Camille Henrot wurde 1978 geboren und lebt und arbeitet in New York. Henrots vielfältige Praxis bewegt sich nahtlos zwischen Film, Zeichnung und Skulptur. Henrots Arbeit greift ihre umfassenden Forschungen zu Themen und Disziplinen wie Literatur, Mythologie, Kino, Anthropologie, Evolutionsbiologie, Religion und Geschichte auf und überarbeitet die Typologien von Objekten und etablierten Wissenssystemen. Ein Stipendium im Jahr 2013 bei Smithsonian führte zu ihrem Film Grosse Fatigue, für den sie bei der 55. Biennale in Venedig mit dem Silbernen Löwen ausgezeichnet wurde. Henrots Ausstellung „The Pale Fox“ wurde 2014 erstmals in der Londoner Chisenhale Gallery gezeigt und reiste nach Kunsthal Charlottenburg, Kopenhagen; Bétonsalon, Paris; und dem Westfällischen Kunstverein, Münster.
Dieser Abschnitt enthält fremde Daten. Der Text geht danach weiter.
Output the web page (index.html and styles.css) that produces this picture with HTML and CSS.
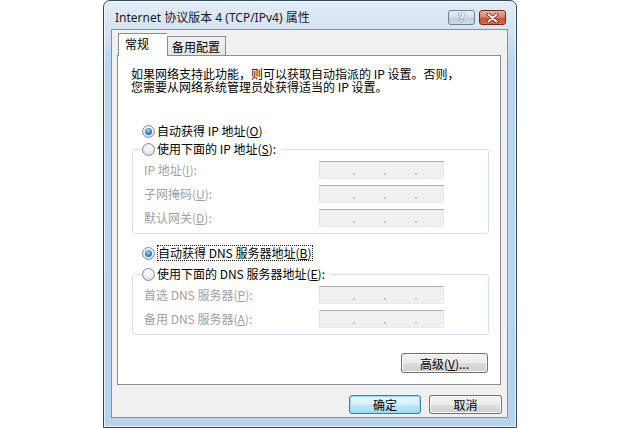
FILE: index.html
```html
<!DOCTYPE html>
<html lang="zh-CN">
<head>
    <meta charset="UTF-8">
    <title>Internet 协议版本 4 (TCP/IPv4) 属性</title>
    <link rel="stylesheet" href="styles.css">
</head>
<body>
    <div class="window">
        <div class="titlebar">
            <span class="title">Internet 协议版本 4 (TCP/IPv4) 属性</span>
            <div class="caption">
                <span class="cap-btn help">?</span>
                <span class="cap-btn close">
                    <svg width="13" height="10" viewBox="0 0 13 10">
                        <path d="M2.5 1.5 L10.5 8.5 M10.5 1.5 L2.5 8.5" stroke="#6e2515" stroke-width="3.6" stroke-linecap="round"/>
                        <path d="M2.5 1.5 L10.5 8.5 M10.5 1.5 L2.5 8.5" stroke="#ffffff" stroke-width="2" stroke-linecap="round"/>
                    </svg>
                </span>
            </div>
        </div>

        <div class="client">
            <div class="tabs">
                <span class="tab active">常规</span>
                <span class="tab">备用配置</span>
            </div>

            <div class="panel">
                <p class="desc">如果网络支持此功能，则可以获取自动指派的 IP 设置。否则，<br>您需要从网络系统管理员处获得适当的 IP 设置。</p>

                <div class="option first"><span class="radio on"></span>自动获得 IP 地址(<u>O</u>)</div>

                <fieldset class="group">
                    <legend><span class="radio"></span>使用下面的 IP 地址(<u>S</u>):</legend>
                    <div class="fields">
                        <span class="field-label">IP 地址(<u>I</u>):</span>
                        <span class="ipbox"><i>.</i><i>.</i><i>.</i></span>
                        <span class="field-label">子网掩码(<u>U</u>):</span>
                        <span class="ipbox"><i>.</i><i>.</i><i>.</i></span>
                        <span class="field-label">默认网关(<u>D</u>):</span>
                        <span class="ipbox"><i>.</i><i>.</i><i>.</i></span>
                    </div>
                </fieldset>

                <div class="option dns"><span class="radio on"></span><span class="focus">自动获得 DNS 服务器地址(<u>B</u>)</span></div>

                <fieldset class="group second">
                    <legend><span class="radio"></span>使用下面的 DNS 服务器地址(<u>E</u>):</legend>
                    <div class="fields">
                        <span class="field-label">首选 DNS 服务器(<u>P</u>):</span>
                        <span class="ipbox"><i>.</i><i>.</i><i>.</i></span>
                        <span class="field-label">备用 DNS 服务器(<u>A</u>):</span>
                        <span class="ipbox"><i>.</i><i>.</i><i>.</i></span>
                    </div>
                </fieldset>

                <div class="adv-row">
                    <button class="btn adv">高级(<u>V</u>)...</button>
                </div>
            </div>

            <div class="dialog-buttons">
                <button class="btn default ok">确定</button>
                <button class="btn cancel">取消</button>
            </div>
        </div>
    </div>
</body>
</html>
```

FILE: styles.css
```css
body {
    margin: 0;
    width: 620px;
    height: 428px;
    overflow: hidden;
    background: #ffffff;
    font-family: "Noto Sans CJK SC", "Noto Sans", sans-serif;
    font-size: 12px;
    color: #000000;
}

/* window frame */
.window {
    box-sizing: border-box;
    width: 414px;
    height: 428px;
    margin-left: 103px;
    padding: 0 8px 9px 7px;
    border: 1px solid #33475c;
    border-radius: 7px 7px 0 0;
    background: linear-gradient(to bottom, #e3ecf6 0, #d6e4f2 28px, #bcd6ef 60px, #b6d3ee 100%);
    box-shadow: inset 0 0 0 1px rgba(255, 255, 255, 0.7);
    display: flex;
    flex-direction: column;
}

.titlebar {
    height: 28px;
    flex: none;
    display: flex;
    justify-content: space-between;
    align-items: flex-start;
}
.title {
    margin: 9px 0 0 4px;
    font-family: "Noto Sans", "Noto Sans CJK SC", sans-serif;
    font-size: 12px;
    line-height: 16px;
    color: #1b1b1b;
}
.caption { display: flex; gap: 4px; margin: 9px 2px 0 0; }
.cap-btn {
    box-sizing: border-box;
    width: 27px;
    height: 15px;
    border-radius: 3px;
    display: flex;
    align-items: center;
    justify-content: center;
}
.help {
    border: 1px solid #6d7f96;
    background: linear-gradient(#e8eff7 0%, #d2dde9 50%, #bccbdd 51%, #cddbeb 100%);
    color: #ffffff;
    font: bold 12px "DejaVu Sans", sans-serif;
    line-height: 12px;
    text-shadow: 0 0 1px #3c4c60, 0 0 1px #3c4c60;
}
.close {
    border: 1px solid #6b2a1c;
    background: linear-gradient(#eab0a0 0%, #d97c63 50%, #c24e2f 51%, #d56c4e 100%);
}

/* client area */
.client {
    flex: 1;
    border: 1px solid #7f91a6;
    background: #f0f0f0;
    padding: 3px 6px 0 5px;
    display: flex;
    flex-direction: column;
}

.tabs {
    height: 22px;
    display: flex;
    align-items: flex-end;
    padding-left: 1px;
    position: relative;
    z-index: 1;
}
.tab {
    box-sizing: border-box;
    width: 59px;
    height: 19px;
    padding: 2px 0 0 4px;
    line-height: 16px;
    border: 1px solid #898c95;
    border-bottom: 0;
    background: linear-gradient(#f4f4f4, #e2e2e2);
}
.tab.active {
    width: 49px;
    height: 23px;
    margin-bottom: -1px;
    padding: 2px 0 0 6px;
    border-right: 0;
    background: #ffffff;
}

.panel {
    box-sizing: border-box;
    height: 330px;
    border: 1px solid #898c95;
    background: #ffffff;
}

.desc {
    margin: 11px 0 0 13px;
    line-height: 13px;
}

.option {
    height: 16px;
    line-height: 16px;
    padding-left: 24px;
    display: flex;
    align-items: center;
}
.option.first { margin-top: 30px; }
.option.dns { margin-top: 11px; }
.focus { border: 1px dotted #222222; line-height: 14px; padding-right: 1px; }

.radio {
    box-sizing: border-box;
    width: 13px;
    height: 13px;
    margin-right: 2px;
    border-radius: 50%;
    border: 1px solid #8c8c8c;
    background: radial-gradient(circle at 50% 35%, #ffffff 0%, #f0f0f0 45%, #cfcfcf 100%);
    display: inline-flex;
    align-items: center;
    justify-content: center;
    flex: none;
}
.radio.on::after {
    content: "";
    width: 7px;
    height: 7px;
    border-radius: 50%;
    background: radial-gradient(circle at 45% 35%, #a6dbff 0%, #3b8ee0 45%, #0f4f9c 100%);
}

/* group boxes */
.group {
    margin: 2px 11px 0 14px;
    padding: 4px 0 6px 9px;
    border: 1px solid #d5dfe5;
    border-radius: 3px;
    min-width: 0;
}
.group.second { margin-top: 5px; }
.group legend {
    padding: 0 6px 0 0;
    height: 16px;
    line-height: 16px;
    display: flex;
    align-items: center;
}

.fields {
    padding-left: 2px;
    display: grid;
    grid-template-columns: 175px 125px;
    grid-auto-rows: 18px;
    row-gap: 6px;
    align-items: center;
}
.field-label { color: #a0a0a0; line-height: 18px; }
.ipbox {
    box-sizing: border-box;
    height: 18px;
    padding-left: 32px;
    display: flex;
    gap: 27px;
    border: 1px solid;
    border-color: #abadb3 #e3e9ef #e3e9ef #e2e3ea;
    background: #f0f0f0;
}
.ipbox i {
    width: 4px;
    font-style: normal;
    text-align: center;
    color: #a6a6a6;
    line-height: 16px;
}

/* buttons */
.btn {
    box-sizing: border-box;
    height: 19px;
    padding: 0;
    border: 1px solid #707070;
    border-radius: 3px;
    background: linear-gradient(#f2f2f2 0%, #ebebeb 50%, #dddddd 51%, #cfcfcf 100%);
    box-shadow: inset 0 0 0 1px #fbfbfb;
    font-family: "Noto Sans CJK SC", "Noto Sans", sans-serif;
    font-size: 12px;
    line-height: 15px;
    color: #000000;
}
.adv-row {
    margin-top: 18px;
    padding-right: 12px;
    display: flex;
    justify-content: flex-end;
}
.btn.adv { width: 87px; height: 20px; }

.dialog-buttons {
    margin-top: 10px;
    margin-right: -1px;
    display: flex;
    justify-content: flex-end;
    gap: 8px;
}
.ok { width: 72px; }
.cancel { width: 73px; }
.btn.default {
    border-color: #3c7fb1;
    background: linear-gradient(#eaf6fd 0%, #d9f0fc 50%, #bee6fd 51%, #a7d9f5 100%);
    box-shadow: inset 0 0 0 1px #8fdcfa;
}
```
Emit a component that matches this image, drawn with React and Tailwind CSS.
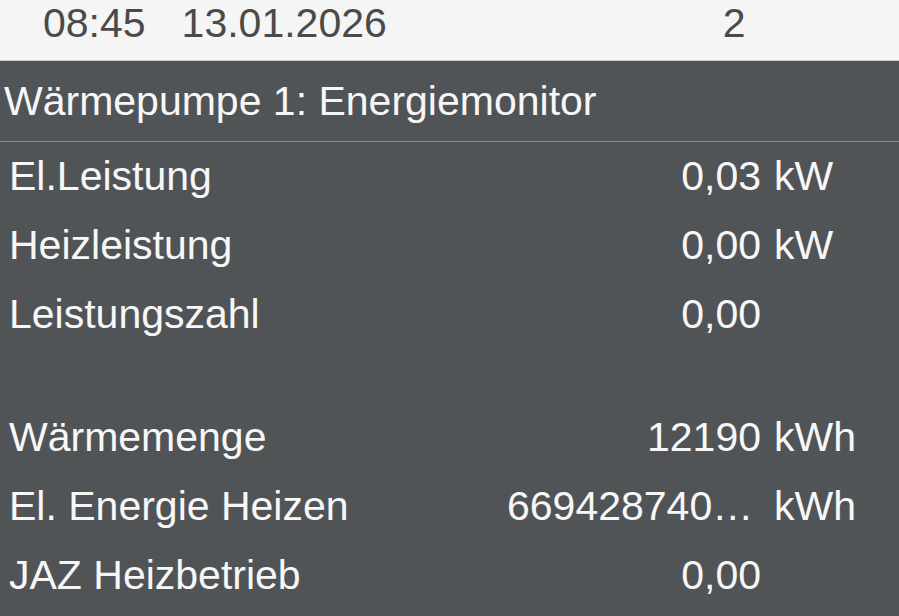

2017 präsentierte Henrot unter dem Titel „Days Are Dogs“ im Palais de Tokyo in Paris eine Carte Blanche-Ausstellung. Henrot hatte Einzelausstellungen im New Museum, New York; Schinkel-Pavillon, Berlin; New Orleans Museum der Kunst; Kunsthalle Wien; und Jeu de Paume, Paris. Camille Henrot nahm an den Berlin- und Sydney-Biennalen 2016 und der Lyon-Biennale 2015 teil. Sie erhielt den Nam June Paik Award 2014. Henrot hat bevorstehende Ausstellungen in der Tokyo Opera City Gallery in Tokio, Japan (2019) und in der National Gallery of Victoria in Melbourne, Australien (2020).